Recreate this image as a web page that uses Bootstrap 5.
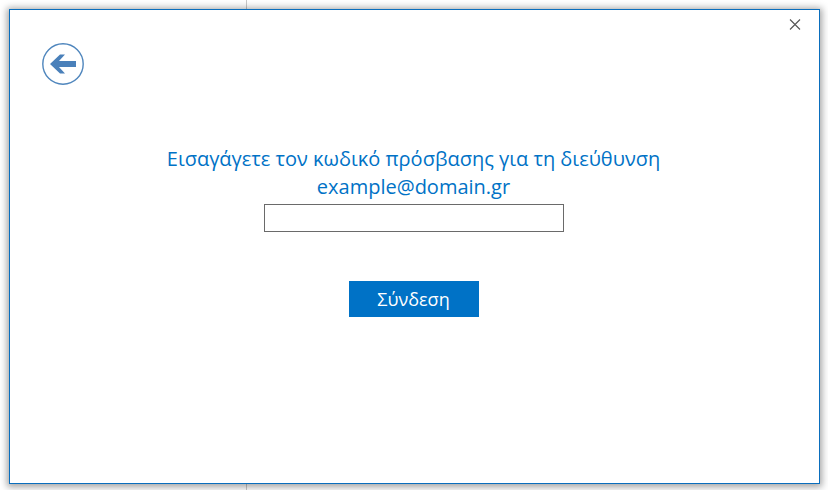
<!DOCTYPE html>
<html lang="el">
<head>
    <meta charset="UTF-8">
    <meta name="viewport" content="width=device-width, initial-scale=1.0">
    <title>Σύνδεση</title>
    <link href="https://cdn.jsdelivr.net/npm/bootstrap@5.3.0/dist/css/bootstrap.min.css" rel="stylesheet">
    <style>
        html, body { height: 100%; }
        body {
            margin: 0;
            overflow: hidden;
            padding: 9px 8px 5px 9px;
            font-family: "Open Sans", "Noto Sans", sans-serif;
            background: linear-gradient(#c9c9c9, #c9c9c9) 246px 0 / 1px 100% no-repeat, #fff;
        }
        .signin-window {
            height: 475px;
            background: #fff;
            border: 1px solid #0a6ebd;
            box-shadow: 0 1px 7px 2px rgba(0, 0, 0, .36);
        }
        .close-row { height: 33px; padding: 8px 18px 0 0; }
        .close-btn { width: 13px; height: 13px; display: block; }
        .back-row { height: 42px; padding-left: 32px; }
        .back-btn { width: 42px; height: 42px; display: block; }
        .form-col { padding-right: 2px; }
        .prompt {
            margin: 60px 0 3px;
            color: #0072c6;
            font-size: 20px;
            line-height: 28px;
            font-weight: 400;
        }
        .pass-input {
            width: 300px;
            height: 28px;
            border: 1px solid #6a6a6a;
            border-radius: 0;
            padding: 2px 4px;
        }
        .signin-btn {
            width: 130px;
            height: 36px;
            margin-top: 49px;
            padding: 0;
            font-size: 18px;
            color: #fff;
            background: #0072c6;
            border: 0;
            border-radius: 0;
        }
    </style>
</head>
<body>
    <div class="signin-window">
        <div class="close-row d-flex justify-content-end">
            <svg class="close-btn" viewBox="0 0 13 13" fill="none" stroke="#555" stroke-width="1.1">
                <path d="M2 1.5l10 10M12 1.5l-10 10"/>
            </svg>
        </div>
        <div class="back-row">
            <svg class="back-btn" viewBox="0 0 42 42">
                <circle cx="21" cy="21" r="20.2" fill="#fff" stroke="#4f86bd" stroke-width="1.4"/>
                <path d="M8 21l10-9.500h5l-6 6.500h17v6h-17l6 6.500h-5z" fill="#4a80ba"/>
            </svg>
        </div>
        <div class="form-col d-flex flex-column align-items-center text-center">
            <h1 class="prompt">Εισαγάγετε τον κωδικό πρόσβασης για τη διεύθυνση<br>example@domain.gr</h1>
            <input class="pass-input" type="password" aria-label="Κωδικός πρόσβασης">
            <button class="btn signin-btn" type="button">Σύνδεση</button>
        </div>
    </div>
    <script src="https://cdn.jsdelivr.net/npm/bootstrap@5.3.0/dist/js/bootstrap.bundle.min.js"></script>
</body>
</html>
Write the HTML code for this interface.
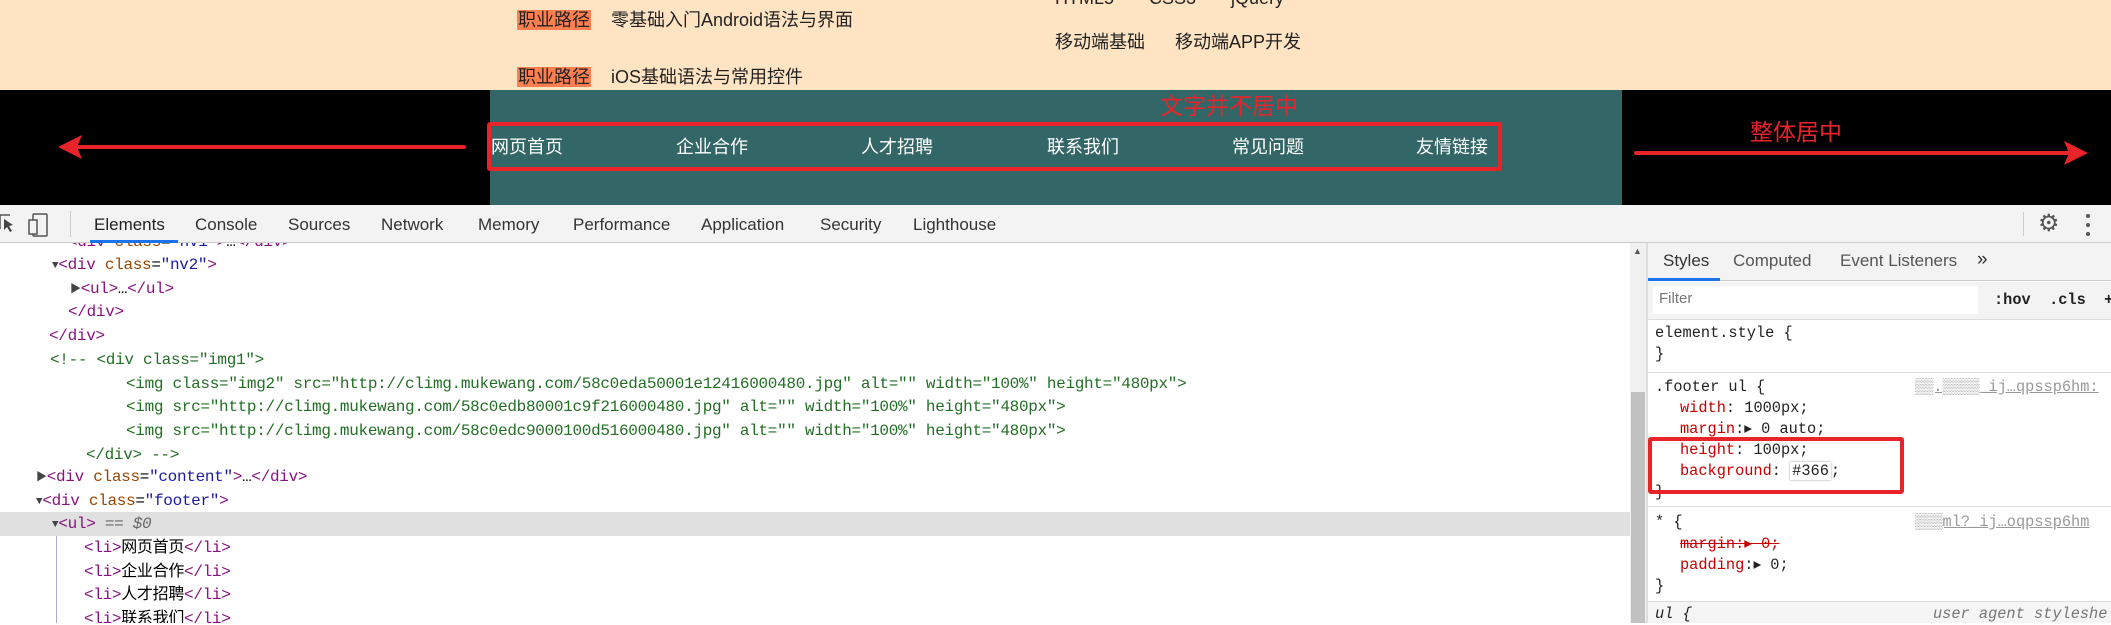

INSTRUCTIONS FOR THE TASK
Restate each of the entries above word for word and skip every image.

ANSWER TO THIS EXERCISE
Recreate this image as a web page that uses Bootstrap 5.
<!DOCTYPE html>
<html lang="el">
<head>
    <meta charset="UTF-8">
    <meta name="viewport" content="width=device-width, initial-scale=1.0">
    <title>Σύνδεση</title>
    <link href="https://cdn.jsdelivr.net/npm/bootstrap@5.3.0/dist/css/bootstrap.min.css" rel="stylesheet">
    <style>
        html, body { height: 100%; }
        body {
            margin: 0;
            overflow: hidden;
            padding: 9px 8px 5px 9px;
            font-family: "Open Sans", "Noto Sans", sans-serif;
            background: linear-gradient(#c9c9c9, #c9c9c9) 246px 0 / 1px 100% no-repeat, #fff;
        }
        .signin-window {
            height: 475px;
            background: #fff;
            border: 1px solid #0a6ebd;
            box-shadow: 0 1px 7px 2px rgba(0, 0, 0, .36);
        }
        .close-row { height: 33px; padding: 8px 18px 0 0; }
        .close-btn { width: 13px; height: 13px; display: block; }
        .back-row { height: 42px; padding-left: 32px; }
        .back-btn { width: 42px; height: 42px; display: block; }
        .form-col { padding-right: 2px; }
        .prompt {
            margin: 60px 0 3px;
            color: #0072c6;
            font-size: 20px;
            line-height: 28px;
            font-weight: 400;
        }
        .pass-input {
            width: 300px;
            height: 28px;
            border: 1px solid #6a6a6a;
            border-radius: 0;
            padding: 2px 4px;
        }
        .signin-btn {
            width: 130px;
            height: 36px;
            margin-top: 49px;
            padding: 0;
            font-size: 18px;
            color: #fff;
            background: #0072c6;
            border: 0;
            border-radius: 0;
        }
    </style>
</head>
<body>
    <div class="signin-window">
        <div class="close-row d-flex justify-content-end">
            <svg class="close-btn" viewBox="0 0 13 13" fill="none" stroke="#555" stroke-width="1.1">
                <path d="M2 1.5l10 10M12 1.5l-10 10"/>
            </svg>
        </div>
        <div class="back-row">
            <svg class="back-btn" viewBox="0 0 42 42">
                <circle cx="21" cy="21" r="20.2" fill="#fff" stroke="#4f86bd" stroke-width="1.4"/>
                <path d="M8 21l10-9.500h5l-6 6.500h17v6h-17l6 6.500h-5z" fill="#4a80ba"/>
            </svg>
        </div>
        <div class="form-col d-flex flex-column align-items-center text-center">
            <h1 class="prompt">Εισαγάγετε τον κωδικό πρόσβασης για τη διεύθυνση<br>example@domain.gr</h1>
            <input class="pass-input" type="password" aria-label="Κωδικός πρόσβασης">
            <button class="btn signin-btn" type="button">Σύνδεση</button>
        </div>
    </div>
    <script src="https://cdn.jsdelivr.net/npm/bootstrap@5.3.0/dist/js/bootstrap.bundle.min.js"></script>
</body>
</html>
Write the HTML code for this interface.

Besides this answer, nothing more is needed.